The audience and the panelists smoked the La Flor Dominicana first. "I think Cameroon really is great wrapper," said Suckling, looking over the toothy leaf covering the La Flor. The cigar was rich but not strong; the audience felt the La Flor paired fairly well with the Glenlivet and the Maker's, but thought it a poor match with the Cognac. The majority felt it was best paired with the intense sweetness of the Bacardi 8.

The Astral, which the audience preferred to the La Flor, was thought to be a fine match with the Cognac. "Cognac is typically thought of as the classic pairing with cigars," said Bettridge. "That's probably mostly a function of the fact that Cognac is drunk after dinner, when the dinner parties are going off to smoke their cigars. It might not be a reflection that the spirit is the best partner for cigars."

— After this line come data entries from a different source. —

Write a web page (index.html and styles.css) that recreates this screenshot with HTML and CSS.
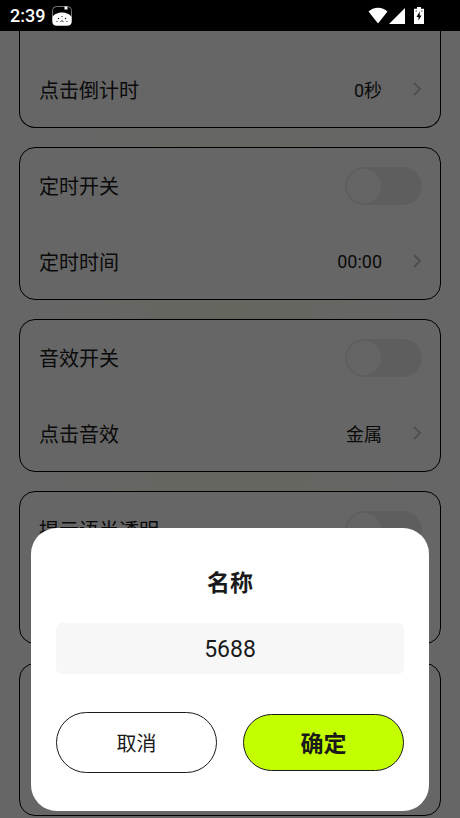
FILE: index.html
```html
<!DOCTYPE html>
<html lang="zh-CN">
<head>
<meta charset="utf-8">
<meta name="viewport" content="width=device-width, initial-scale=1">
<title>名称</title>
<link rel="stylesheet" href="styles.css">
</head>
<body>
<header class="status">
  <span class="status-time">2:39</span>
  <svg class="status-app" viewBox="0 0 20 20" width="20" height="20" aria-hidden="true">
    <rect x=".5" y=".5" width="19" height="19" rx="4" fill="#000" stroke="#777" stroke-width="1"/>
    <path d="M.500 11C2 8 6 6.500 10 6.500s8 1.500 9.500 4.500v4.500q0 4-4 4h-11q-4 0-4-4z" fill="#fff"/>
    <path d="M12.500.500h3v3h-3z" fill="#fff"/>
    <g fill="#000"><circle cx="6.500" cy="12.500" r=".7"/><circle cx="10" cy="10.500" r=".6"/><circle cx="13.500" cy="12.500" r=".7"/><circle cx="5" cy="15.500" r=".6"/><circle cx="15" cy="15.500" r=".6"/></g>
    <path d="M8.500 15.500q1.500-1.500 3 0" fill="none" stroke="#000" stroke-width=".8"/>
  </svg>
  <span class="status-icons">
    <svg viewBox="0 0 20 17" width="20" height="17" aria-hidden="true"><path d="M10 16.500.500 4.500C3 2 6.300.700 10 .700s7 1.300 9.500 3.800z" fill="#fff"/></svg>
    <svg viewBox="0 0 16 16" width="16" height="16" aria-hidden="true"><path d="M16 0v16H0z" fill="#fff"/></svg>
    <svg class="status-battery" viewBox="0 0 10 17" width="10" height="17" aria-hidden="true"><path d="M3 0h4v1.700h3V17H0V1.700h3z" fill="#fff"/><path d="M5.700 4.500 2.500 10h2v3.500L7.500 8.500H5.700z" fill="#000"/><path d="M1.500 4h1.500M7 4h1.500" stroke="#000" stroke-width=".7"/></svg>
  </span>
</header>

<main class="settings">
  <section class="card card-continued">
    <div class="row"><span class="label">点击倒计时</span><span class="value">0秒</span><svg class="chevron" viewBox="0 0 10 14" width="10" height="14" aria-hidden="true"><path d="m2 1 6 6-6 6"/></svg></div>
  </section>
  <section class="card">
    <div class="row"><label class="label" for="timer">定时开关</label><input class="switch" id="timer" type="checkbox" role="switch"></div>
    <div class="row"><span class="label">定时时间</span><span class="value">00:00</span><svg class="chevron" viewBox="0 0 10 14" width="10" height="14" aria-hidden="true"><path d="m2 1 6 6-6 6"/></svg></div>
  </section>
  <section class="card">
    <div class="row"><label class="label" for="sound">音效开关</label><input class="switch" id="sound" type="checkbox" role="switch"></div>
    <div class="row"><span class="label">点击音效</span><span class="value">金属</span><svg class="chevron" viewBox="0 0 10 14" width="10" height="14" aria-hidden="true"><path d="m2 1 6 6-6 6"/></svg></div>
  </section>
  <section class="card">
    <div class="row"><label class="label" for="hint">提示语半透明</label><input class="switch" id="hint" type="checkbox" role="switch"></div>
    <div class="row"></div>
  </section>
  <section class="card">
    <div class="row"></div>
    <div class="row"></div>
  </section>
</main>

<div class="backdrop">
  <form class="dialog" role="dialog" aria-labelledby="dialog-title">
    <h1 class="dialog-title" id="dialog-title">名称</h1>
    <input class="name-input" type="text" value="5688" aria-labelledby="dialog-title">
    <div class="actions">
      <button class="button" type="button">取消</button>
      <button class="button button-primary" type="button">确定</button>
    </div>
  </form>
</div>
</body>
</html>
```
FILE: styles.css
```css
* {
  box-sizing: border-box;
}

body {
  margin: 0;
  height: 100vh;
  display: flex;
  flex-direction: column;
  overflow: hidden;
  background: #fff;
  color: #1a1a1a;
  font-family: Roboto, "Noto Sans CJK SC", sans-serif;
}

.status {
  flex: none;
  height: 31px;
  padding: 0 36px 0 10px;
  display: flex;
  align-items: center;
  gap: 7px;
  background: #000;
  color: #fff;
}

.status-time {
  font-size: 18px;
  font-weight: 500;
}

.status-icons {
  margin-left: auto;
  display: flex;
  align-items: center;
  gap: 1px;
}

.status-battery {
  margin-left: 8px;
}

.settings {
  flex: 1;
  min-height: 0;
  overflow: hidden;
  padding: 0 19px;
  display: flex;
  flex-direction: column;
  gap: 19px;
  background: radial-gradient(ellipse 180px 440px at 50% 45%, #fcffe8, #fff);
}

.card {
  flex: none;
  border: 1px solid #000;
  border-radius: 16px;
  background: #fff;
}

.card-continued {
  border-top: 0;
  border-radius: 0 0 16px 16px;
  padding-top: 20px;
}

.row {
  height: 76px;
  padding: 0 18px 0 19px;
  display: flex;
  align-items: center;
}

.row:first-child:not(:last-child) {
  height: 75px;
}

.label {
  flex: 1;
  font-size: 20px;
}

.value {
  font-size: 18px;
}

.chevron {
  margin-left: 30px;
  fill: none;
  stroke: #c4c4c4;
  stroke-width: 2;
}

.switch {
  appearance: none;
  width: 77px;
  height: 38px;
  margin: 0;
  padding: 2px;
  border-radius: 19px;
  background: #ebebeb;
}

.switch::before {
  content: "";
  display: block;
  width: 34px;
  height: 34px;
  border-radius: 50%;
  background: #fdfdfd;
}

.switch:checked {
  background: #c4ff00;
}

.switch:checked::before {
  margin-left: auto;
}

.backdrop {
  position: fixed;
  inset: 31px 0 0;
  padding: 0 31px 7px;
  display: flex;
  align-items: flex-end;
  background: rgba(0, 0, 0, 0.6);
}

.dialog {
  flex: 1;
  min-width: 0;
  padding: 38px 25px;
  border-radius: 26px;
  background: #fff;
}

.dialog-title {
  margin: 0 0 21px;
  font-size: 23px;
  line-height: 36px;
  font-weight: 700;
  text-align: center;
}

.name-input {
  display: block;
  width: 100%;
  height: 51px;
  margin: 0 0 38px;
  padding: 2px 12px 0;
  border: 0;
  border-radius: 6px;
  background: #f7f7f7;
  color: inherit;
  font: inherit;
  font-size: 23px;
  text-align: center;
}

.actions {
  display: flex;
  align-items: center;
  gap: 26px;
}

.button {
  flex: 1;
  height: 61px;
  padding: 0;
  border: 1px solid #1a1a1a;
  border-radius: 31px;
  background: #fff;
  color: inherit;
  font: inherit;
  font-size: 20px;
}

.button-primary {
  height: 57px;
  padding-bottom: 2px;
  background: #c4ff00;
  font-size: 23px;
  font-weight: 700;
}
```
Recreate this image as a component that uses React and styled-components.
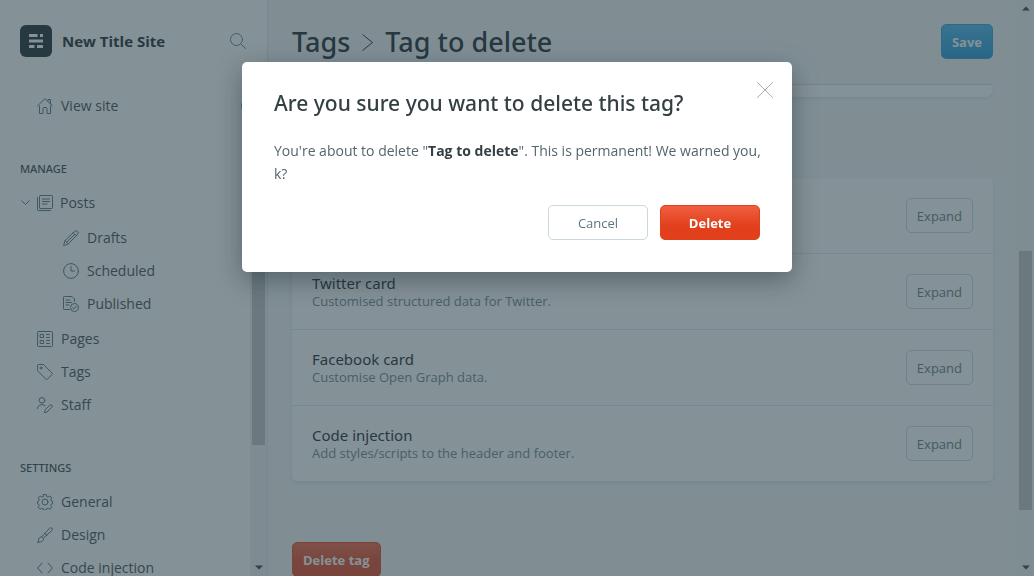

One quarter of the audience felt the Rémy was the best partner with their cigars, which has a wrapper grown in the Talanga Valley of Honduras. They were less enamored of how it matched with The Glenlivet, and even less happy with how it matched with the Maker's. Again, the rum was the preferred pairing: 60 percent of the audience liked the Astral best with the Bacardi.

Rum is a natural pairing for cigars, being made in most cigar-producing countries. Bacardi, originally a Cuban brand, moved production to Puerto Rico after Fidel Castro took power. "Rum is a sugar-based drink," said Bettridge. "The quality of rum fluctuates. This is one of the finest rums made."

Suckling told the audience that the most important thing to remember in pairings is personal taste. "The key thing is what works best with you," he said.

The mood of the crowd was raucous and upbeat. The audience was full of smiles as the last event of the Las Vegas Big Smoke drew to a close.